Important caveats about the Spring 2022 semester for first year students:
- First-year undergraduate students are covered by the new Flex P/NR grading option under which they have the option to designate up to 48 units to be graded on a P/NR basis after their first term and at any time during their course of study. Any subject is eligible for Flex P/NR designation including those that fulfill General Institute or departmental Requirements. To use the Flex P/NR option, students must designate the subject(s) after final grades are submitted and before Add Date of their next enrolled regular term.
Beginning in sophomore year, “A” through “F” grades will be reported, with “D” considered a passing grade. See the Registrar’s site for complete grading information.
Official versus Unofficial Grades
At the end of your first term at MIT you will receive both your official Pass/No Record grades and a copy of your unofficial “hidden” grades. You cannot use your hidden grades for any purpose other than advising.
Policy on Release of Internal Grades
MIT’s educational policy is to provide internal “hidden” grades to students for educational and advising purposes only. In almost all circumstances, hidden grades will stay hidden and not included on an external transcript. MIT will not communicate your internal grades to your parents or any other third party outside of MIT without your specific written permission.
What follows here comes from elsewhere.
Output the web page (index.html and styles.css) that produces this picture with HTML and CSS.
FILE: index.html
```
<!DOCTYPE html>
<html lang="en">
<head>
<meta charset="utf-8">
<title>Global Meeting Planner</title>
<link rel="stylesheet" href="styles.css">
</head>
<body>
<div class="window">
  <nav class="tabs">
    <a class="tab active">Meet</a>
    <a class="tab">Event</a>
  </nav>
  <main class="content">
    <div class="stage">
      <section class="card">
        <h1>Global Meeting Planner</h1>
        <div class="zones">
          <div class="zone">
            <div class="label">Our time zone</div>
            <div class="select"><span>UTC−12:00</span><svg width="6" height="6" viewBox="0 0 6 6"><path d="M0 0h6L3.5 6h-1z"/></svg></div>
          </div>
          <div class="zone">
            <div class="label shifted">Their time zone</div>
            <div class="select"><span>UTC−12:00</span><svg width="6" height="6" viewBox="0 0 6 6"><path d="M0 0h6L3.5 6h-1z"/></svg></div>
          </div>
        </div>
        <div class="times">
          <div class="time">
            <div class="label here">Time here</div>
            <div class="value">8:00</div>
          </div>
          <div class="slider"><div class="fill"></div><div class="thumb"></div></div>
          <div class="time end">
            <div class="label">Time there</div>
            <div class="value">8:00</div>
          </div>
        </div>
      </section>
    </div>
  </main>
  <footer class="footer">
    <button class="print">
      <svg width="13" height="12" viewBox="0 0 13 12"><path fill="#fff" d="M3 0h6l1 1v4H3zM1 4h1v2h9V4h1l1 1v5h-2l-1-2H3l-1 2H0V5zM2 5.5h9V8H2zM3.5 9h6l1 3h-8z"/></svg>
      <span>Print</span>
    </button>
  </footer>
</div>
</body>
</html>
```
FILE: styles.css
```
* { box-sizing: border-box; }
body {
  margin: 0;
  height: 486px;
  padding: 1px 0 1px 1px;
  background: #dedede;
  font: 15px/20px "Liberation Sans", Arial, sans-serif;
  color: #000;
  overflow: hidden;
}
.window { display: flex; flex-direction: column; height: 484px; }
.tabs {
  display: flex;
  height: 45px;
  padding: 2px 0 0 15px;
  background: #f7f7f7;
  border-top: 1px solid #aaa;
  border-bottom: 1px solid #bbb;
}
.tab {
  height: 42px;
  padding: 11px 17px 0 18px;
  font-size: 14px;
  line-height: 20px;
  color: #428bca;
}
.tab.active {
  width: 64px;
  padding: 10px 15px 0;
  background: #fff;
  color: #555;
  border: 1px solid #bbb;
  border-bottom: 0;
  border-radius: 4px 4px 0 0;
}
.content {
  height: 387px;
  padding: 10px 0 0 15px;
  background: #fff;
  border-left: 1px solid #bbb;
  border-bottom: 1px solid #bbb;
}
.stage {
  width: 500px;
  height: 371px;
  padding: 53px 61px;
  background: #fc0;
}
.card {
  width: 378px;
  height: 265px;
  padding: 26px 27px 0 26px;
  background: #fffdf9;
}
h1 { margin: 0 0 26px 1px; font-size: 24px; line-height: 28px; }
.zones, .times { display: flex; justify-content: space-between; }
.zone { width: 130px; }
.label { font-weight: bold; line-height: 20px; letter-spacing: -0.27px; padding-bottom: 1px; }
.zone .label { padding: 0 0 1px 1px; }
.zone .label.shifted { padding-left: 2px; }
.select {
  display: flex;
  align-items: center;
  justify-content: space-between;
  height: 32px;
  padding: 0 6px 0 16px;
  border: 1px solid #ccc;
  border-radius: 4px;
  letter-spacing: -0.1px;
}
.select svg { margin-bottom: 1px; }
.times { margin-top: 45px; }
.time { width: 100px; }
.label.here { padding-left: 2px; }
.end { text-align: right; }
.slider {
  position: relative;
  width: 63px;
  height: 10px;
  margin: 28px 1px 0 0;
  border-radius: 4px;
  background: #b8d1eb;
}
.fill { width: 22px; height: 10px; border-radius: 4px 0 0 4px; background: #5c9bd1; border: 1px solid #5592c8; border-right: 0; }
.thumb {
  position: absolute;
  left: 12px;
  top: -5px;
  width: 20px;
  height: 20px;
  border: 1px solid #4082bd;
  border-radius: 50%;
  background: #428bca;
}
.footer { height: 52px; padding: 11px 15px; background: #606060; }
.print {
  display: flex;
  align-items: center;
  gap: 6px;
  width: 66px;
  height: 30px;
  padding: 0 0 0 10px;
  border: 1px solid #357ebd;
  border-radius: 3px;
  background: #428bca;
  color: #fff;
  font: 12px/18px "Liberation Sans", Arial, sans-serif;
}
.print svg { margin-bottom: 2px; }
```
Use of Fall Term Hidden Grades
Sometimes first-year students need to provide a transcript with grades when applying for scholarships or internships. Since MIT does not release letter grades for first-years, here is what you can do to provide transcript information in these situations:
If you are applying for a scholarship or internship that requires you to submit a transcript:
- You can get a copy of your external transcript from Student Services Center, Room 11-120.
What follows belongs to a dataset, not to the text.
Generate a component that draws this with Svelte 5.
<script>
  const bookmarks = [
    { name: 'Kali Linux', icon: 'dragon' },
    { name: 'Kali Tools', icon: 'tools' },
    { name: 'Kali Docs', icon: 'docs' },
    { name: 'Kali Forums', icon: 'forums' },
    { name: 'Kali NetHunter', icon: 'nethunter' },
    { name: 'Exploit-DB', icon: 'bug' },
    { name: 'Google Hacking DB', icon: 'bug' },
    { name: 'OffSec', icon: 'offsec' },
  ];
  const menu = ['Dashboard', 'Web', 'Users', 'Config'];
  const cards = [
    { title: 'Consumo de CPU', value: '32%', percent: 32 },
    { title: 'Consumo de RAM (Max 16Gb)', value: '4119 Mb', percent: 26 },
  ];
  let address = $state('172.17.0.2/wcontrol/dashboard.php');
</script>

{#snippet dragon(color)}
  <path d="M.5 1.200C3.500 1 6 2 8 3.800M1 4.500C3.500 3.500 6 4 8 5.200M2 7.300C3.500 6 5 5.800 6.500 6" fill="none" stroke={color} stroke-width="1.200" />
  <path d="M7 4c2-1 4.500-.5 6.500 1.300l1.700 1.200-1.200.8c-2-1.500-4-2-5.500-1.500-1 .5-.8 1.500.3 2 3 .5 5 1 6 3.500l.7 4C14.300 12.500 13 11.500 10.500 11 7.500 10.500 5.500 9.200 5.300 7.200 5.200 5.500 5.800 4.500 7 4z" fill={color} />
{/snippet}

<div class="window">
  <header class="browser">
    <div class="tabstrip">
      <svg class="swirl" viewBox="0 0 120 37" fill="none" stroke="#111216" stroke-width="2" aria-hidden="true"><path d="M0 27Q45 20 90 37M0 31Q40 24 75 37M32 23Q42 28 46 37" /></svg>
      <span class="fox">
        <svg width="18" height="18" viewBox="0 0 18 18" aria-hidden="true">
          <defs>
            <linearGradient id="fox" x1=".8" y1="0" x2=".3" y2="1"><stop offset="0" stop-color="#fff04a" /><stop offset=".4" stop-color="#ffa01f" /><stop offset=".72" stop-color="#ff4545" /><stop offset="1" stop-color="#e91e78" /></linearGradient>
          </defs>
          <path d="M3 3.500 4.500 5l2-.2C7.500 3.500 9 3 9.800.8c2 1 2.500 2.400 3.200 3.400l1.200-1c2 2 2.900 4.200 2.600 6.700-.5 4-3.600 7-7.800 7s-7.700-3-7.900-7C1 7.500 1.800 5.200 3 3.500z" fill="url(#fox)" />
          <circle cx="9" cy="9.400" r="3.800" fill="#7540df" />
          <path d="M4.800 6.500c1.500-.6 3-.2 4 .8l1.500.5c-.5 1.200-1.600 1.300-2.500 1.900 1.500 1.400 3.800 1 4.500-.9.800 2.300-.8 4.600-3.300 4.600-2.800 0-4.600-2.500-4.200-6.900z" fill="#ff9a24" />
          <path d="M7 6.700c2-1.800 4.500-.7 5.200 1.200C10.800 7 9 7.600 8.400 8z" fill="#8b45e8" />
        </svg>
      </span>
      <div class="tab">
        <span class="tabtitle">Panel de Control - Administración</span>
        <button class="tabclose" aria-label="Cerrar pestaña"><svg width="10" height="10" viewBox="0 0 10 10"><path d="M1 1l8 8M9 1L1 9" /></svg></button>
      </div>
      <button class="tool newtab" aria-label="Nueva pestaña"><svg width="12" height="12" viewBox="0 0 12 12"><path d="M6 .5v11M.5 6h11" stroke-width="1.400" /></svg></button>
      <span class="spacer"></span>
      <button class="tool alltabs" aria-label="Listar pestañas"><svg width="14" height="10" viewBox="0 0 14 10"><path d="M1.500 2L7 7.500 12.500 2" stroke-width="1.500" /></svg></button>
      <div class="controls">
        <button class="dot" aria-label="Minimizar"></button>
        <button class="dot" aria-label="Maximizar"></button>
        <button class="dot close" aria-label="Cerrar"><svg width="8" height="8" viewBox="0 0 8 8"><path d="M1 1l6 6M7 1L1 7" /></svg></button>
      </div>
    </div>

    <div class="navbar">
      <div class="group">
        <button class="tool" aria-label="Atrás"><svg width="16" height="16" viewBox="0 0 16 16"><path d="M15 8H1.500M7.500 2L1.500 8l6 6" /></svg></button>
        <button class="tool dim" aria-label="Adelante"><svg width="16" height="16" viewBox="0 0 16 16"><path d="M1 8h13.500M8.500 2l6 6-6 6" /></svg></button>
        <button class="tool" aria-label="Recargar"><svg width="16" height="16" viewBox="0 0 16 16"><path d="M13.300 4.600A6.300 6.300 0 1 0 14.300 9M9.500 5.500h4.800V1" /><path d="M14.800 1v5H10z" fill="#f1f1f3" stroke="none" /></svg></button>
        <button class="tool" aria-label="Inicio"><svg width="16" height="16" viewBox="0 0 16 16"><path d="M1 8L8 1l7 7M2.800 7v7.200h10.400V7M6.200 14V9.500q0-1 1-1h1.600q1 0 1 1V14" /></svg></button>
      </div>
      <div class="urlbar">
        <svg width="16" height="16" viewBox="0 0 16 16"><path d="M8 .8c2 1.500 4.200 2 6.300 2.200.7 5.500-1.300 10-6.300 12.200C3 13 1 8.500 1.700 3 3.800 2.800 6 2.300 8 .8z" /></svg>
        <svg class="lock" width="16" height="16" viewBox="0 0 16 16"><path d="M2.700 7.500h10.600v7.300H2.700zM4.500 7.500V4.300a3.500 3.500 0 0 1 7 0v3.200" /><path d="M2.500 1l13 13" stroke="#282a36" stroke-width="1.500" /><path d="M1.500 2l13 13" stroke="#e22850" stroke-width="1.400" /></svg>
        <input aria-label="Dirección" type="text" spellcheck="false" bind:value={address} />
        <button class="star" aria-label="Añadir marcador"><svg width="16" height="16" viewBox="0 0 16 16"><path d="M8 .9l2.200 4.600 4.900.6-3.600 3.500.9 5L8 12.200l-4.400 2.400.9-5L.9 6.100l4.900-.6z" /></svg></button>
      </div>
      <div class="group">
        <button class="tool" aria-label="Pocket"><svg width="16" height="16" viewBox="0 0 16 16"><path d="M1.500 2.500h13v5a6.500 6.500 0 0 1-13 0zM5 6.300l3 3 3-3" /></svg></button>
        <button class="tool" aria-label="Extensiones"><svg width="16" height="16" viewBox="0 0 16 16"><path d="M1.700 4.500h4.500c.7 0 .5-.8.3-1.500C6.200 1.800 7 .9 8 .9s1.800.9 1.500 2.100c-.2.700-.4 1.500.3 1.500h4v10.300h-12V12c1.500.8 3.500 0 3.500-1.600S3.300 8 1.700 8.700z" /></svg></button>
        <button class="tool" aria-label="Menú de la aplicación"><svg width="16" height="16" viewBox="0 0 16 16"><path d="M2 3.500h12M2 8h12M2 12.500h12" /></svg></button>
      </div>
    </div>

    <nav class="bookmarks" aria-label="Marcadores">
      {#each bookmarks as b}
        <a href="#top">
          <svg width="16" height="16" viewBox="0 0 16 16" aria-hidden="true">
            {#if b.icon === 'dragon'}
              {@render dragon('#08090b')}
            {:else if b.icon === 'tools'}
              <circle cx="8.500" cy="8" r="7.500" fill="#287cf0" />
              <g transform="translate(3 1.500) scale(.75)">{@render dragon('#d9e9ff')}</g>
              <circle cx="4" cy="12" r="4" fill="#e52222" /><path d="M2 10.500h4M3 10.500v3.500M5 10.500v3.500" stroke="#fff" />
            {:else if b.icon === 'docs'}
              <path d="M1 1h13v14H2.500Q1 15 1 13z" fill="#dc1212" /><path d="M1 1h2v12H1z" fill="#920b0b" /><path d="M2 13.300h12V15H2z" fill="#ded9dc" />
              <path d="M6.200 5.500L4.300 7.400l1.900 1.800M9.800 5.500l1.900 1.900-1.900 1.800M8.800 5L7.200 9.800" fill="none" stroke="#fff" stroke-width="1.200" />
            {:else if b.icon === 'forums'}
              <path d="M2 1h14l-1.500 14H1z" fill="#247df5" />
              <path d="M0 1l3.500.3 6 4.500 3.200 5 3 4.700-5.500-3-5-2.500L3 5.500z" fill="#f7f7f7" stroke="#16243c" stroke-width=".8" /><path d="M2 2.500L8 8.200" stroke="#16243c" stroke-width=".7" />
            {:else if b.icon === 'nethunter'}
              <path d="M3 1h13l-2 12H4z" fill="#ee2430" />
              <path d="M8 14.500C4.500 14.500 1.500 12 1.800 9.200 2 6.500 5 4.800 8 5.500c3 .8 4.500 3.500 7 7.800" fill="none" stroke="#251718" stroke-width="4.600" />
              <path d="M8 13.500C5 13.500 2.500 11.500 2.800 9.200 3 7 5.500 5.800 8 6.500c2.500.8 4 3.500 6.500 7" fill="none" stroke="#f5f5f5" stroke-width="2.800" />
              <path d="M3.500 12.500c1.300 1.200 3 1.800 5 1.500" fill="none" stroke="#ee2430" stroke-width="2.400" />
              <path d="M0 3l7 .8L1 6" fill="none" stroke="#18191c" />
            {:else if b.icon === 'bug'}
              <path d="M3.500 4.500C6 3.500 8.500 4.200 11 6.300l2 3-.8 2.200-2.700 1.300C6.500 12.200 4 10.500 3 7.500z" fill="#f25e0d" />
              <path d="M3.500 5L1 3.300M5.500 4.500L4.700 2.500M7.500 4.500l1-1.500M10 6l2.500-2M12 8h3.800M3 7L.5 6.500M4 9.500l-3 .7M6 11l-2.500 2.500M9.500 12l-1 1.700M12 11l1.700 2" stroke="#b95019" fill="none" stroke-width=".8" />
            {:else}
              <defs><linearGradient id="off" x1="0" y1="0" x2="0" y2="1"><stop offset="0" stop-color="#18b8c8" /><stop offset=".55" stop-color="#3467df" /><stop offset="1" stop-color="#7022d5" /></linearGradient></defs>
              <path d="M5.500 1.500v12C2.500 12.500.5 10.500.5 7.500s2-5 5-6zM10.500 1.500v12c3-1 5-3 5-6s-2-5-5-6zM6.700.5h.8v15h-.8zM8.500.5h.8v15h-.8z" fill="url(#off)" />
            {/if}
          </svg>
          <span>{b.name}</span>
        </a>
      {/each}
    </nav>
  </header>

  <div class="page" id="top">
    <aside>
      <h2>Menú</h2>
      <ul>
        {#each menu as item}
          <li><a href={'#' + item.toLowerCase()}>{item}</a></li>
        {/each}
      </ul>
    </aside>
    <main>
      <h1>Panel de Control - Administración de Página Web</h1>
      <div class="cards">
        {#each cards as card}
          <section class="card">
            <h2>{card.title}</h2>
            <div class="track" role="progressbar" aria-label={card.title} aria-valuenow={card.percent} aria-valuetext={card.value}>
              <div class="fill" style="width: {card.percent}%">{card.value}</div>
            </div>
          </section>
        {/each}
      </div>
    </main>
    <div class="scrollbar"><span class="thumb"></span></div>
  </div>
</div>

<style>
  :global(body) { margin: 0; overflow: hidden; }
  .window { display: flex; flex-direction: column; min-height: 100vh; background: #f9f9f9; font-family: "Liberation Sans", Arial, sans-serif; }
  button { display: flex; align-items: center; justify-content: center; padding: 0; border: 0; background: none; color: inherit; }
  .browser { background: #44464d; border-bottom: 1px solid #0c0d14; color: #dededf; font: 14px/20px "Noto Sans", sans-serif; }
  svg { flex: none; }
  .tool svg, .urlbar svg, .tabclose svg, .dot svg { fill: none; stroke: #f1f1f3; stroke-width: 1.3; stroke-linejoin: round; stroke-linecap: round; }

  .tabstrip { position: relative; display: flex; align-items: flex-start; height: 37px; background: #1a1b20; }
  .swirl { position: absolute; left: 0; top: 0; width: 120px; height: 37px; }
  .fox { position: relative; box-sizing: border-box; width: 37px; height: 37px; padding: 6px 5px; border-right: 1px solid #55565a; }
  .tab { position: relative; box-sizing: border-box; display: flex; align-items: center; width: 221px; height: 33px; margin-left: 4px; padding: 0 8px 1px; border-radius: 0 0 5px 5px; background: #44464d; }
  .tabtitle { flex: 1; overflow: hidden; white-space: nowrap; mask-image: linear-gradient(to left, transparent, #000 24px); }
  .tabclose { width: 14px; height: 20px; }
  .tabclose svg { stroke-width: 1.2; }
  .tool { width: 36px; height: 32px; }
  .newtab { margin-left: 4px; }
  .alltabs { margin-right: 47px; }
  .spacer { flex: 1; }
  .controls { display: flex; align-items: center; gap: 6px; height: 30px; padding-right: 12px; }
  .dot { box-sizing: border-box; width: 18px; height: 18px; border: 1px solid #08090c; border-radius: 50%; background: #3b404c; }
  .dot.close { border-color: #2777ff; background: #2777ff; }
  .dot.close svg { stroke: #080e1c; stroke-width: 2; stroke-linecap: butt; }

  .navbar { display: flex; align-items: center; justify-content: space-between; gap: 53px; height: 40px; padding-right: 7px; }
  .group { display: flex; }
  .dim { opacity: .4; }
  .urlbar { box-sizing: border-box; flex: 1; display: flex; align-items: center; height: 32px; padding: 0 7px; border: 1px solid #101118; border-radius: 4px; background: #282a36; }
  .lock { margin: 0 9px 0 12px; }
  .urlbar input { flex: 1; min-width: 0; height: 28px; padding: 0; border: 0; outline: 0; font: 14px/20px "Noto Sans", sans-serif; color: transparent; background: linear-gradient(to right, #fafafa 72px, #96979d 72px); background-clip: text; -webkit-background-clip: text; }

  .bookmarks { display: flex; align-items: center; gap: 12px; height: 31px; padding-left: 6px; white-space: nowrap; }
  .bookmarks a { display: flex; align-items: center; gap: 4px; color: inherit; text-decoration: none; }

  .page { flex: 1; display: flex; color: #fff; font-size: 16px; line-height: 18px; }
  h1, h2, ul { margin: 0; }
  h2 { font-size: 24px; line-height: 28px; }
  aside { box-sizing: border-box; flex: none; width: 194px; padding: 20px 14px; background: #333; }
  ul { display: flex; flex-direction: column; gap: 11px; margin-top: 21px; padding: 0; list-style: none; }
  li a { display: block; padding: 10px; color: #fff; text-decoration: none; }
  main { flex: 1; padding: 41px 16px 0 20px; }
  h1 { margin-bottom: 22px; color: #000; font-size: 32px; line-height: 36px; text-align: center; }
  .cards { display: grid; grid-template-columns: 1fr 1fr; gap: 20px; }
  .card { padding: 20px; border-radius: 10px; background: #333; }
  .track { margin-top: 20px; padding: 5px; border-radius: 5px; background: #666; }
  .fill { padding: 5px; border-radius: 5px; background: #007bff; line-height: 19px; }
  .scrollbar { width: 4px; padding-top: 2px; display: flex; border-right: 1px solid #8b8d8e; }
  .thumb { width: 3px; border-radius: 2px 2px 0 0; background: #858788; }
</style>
- Because your are on Pass/No Record grading, your external transcript will only show a P grade for all subjects passed. (Subjects not passed do not show up on the external transcript.)
If you are applying for a scholarship or internship that requires you to submit actual grades:
- Your internal grades are meant to be seen only by you and your advisor for advising purposes.
- They are unofficial and therefore cannot be released to third parties outside of MIT.
- You cannot use the student copy of your internal grades because your name does not appear on it, nor can your advisor give you a copy of your hidden grades.
If the scholarship absolutely requires your internal (hidden) grades, do the following:
- You need to go to the Undergraduate Academic Administrator in each department in which you took a class (Physics, Math, etc.) to ask her/him to write a letter. The department administrators are used to doing this for first-years, so you shouldn’t worry that you are making an unusual request. The letter should be addressed to you, and should state, “[Your name] took 8.01 (or 18.01, etc.) under the MIT freshman Pass/No Record grading system. Had an official grade been recorded for you, it would have been an X [whatever grade you received].” You may then forward a copy of this letter on to the scholarship for which you are applying.
If you have any questions about the end of term, please contact advising staff in 7-103.
First-Year Credit Limits
First-year students are subject to a credit limit by faculty rule. The limit aims to help you adjust to MIT’s workload while also learning to live a balanced life with more autonomy than you may be used to. The credit limits for each term of your first-year are:
- Fall term = 54 units (plus 6 units of discovery‑focused subjects and related exceptions*)
- Independent Activities Period (IAP) = 12 units (all students are limited to 12 units in IAP)
- Spring term = 60 units (plus 6 units of discovery‑focused subjects and related exceptions*)
First-semester take no more than 54 units (plus 6 units of discovery‑focused subjects and related exceptions*)
Since most MIT subjects are worth 12 units of credit, this works out to 4 full subjects (48 units), plus 6 extra units, plus an additional 6 discovery-focusedunits that you may or may not choose to use.
- Options for these extra 6 units beyond the main credit limit include an Advising Seminar (3-units), the Terrascope subject-12.000: Solving Complex Problems (which captures 3 units plus six of regular credit), or one or more First-Year Discovery subjects.
In the spring semester, 60 units (plus 6 units of discovery‑focused subjects and related exceptions*) is the maximum
This credit limit increase allows you more room for exploration. While some students might benefit from taking 60 regular units, you should note 48-54 units is still considered a typical load and advisable for most students. Requirements at MIT are structured so that you do not need to exceed 54 units per semester (or 48 in many cases) to successfully complete your degree in 4 years. Please talk to your advisor about how many units would make sense for you given your fall experiences and goals going forward.
- Options for using the extra units in the spring are: one or more First-Year Discovery subjects.
- Students placed on Warning by the Committee on Academic Performance at the end of the fall semester have a spring credit limit fixed at 4 subjects, up to 48 units.
*The related exceptions are only 3 units for FAS and approved discovery classes.
Note: Physical Education classes are based on a point system and do not count toward the credit limit. Further, ROTC subjects, do not count toward the first-year credit limit.